Review: Locomotive for Murder at Liverpool Theatre Festival ****
It’s fair to say it’s been a testing time for this year’s Liverpool Theatre Festival, with July a distinctly soggy backdrop for the open-air programme.
But British audiences are made of stern stuff.
And although the hard-working quintet from Pinch Punch lost a few sodden souls over the course of this hour-long murder mystery romp on a leaden Wednesday teatime, the stoical who stuck with it were rewarded by successfully guessing the identity of the character ‘whodunit’.
The London-based improv troupe is taking the show to Edinburgh next week – let’s see if Fringe audiences are as canny as a Liverpool crowd.
Cheerfully nodding in the direction of Agatha Christie, Locomotive For Murder sees four characters (five if you count super sleuth Miss Jane Marbles) board a train bound for a faraway destination.
Not everyone will survive the journey, but who will become the unlucky victim and who the evil perpetrator?
While the outline of the plot remains constant, the detail is dictated by the audience, based on stories and suggestions winkled from them by Miss Marbles, while the murderer is decided by the choice of one of three award ceremony-style envelopes, meaning no single show is the same.

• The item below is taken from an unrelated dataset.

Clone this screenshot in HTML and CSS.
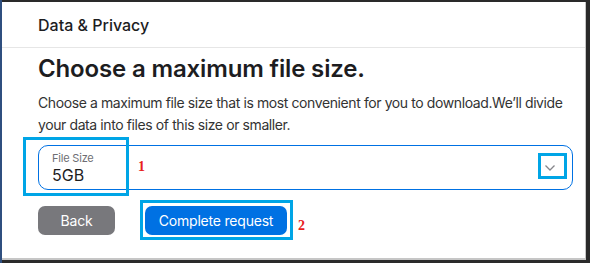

Above: Pinch Punch's Locomotive for Murder. Top: Miss Marbles. Photos by David Munn
Thus, at this teatime show, the train became sunny Amalfi bound, carrying prim Lord Percival of Liverpool, breathy seamstress Carla Curtains, a fingerless Ringo (a slyly funny take off complete with moptop wig, although happily for the drummer Pinch Punch didn't reference his full topiary decapitation) and ‘scout leader of the world’, the child-loathing William Woggle, and his penknife of mirrors.
Quite the cheese dream.
With the victim chosen by the volume of cheers, the murder committed, and the body rolled on to the damp apron of the stage (for a bit of in-this-togetherness), it was down to Marbles to interrogate and the audience to decide on the culprit.
The Pinch Punch team are engaging and nimble on their feet, colouring in the outline of the plot in silly and surreal fashion with the characters and information they’ve just been given, and the narrative moves along at a decent clip – although sitting in teaming rain does make 60 minutes seem somehow longer!
Hats off to the actors for persevering through not one but two challenging performances, and to their audience for climbing on board as willing passengers on the ride.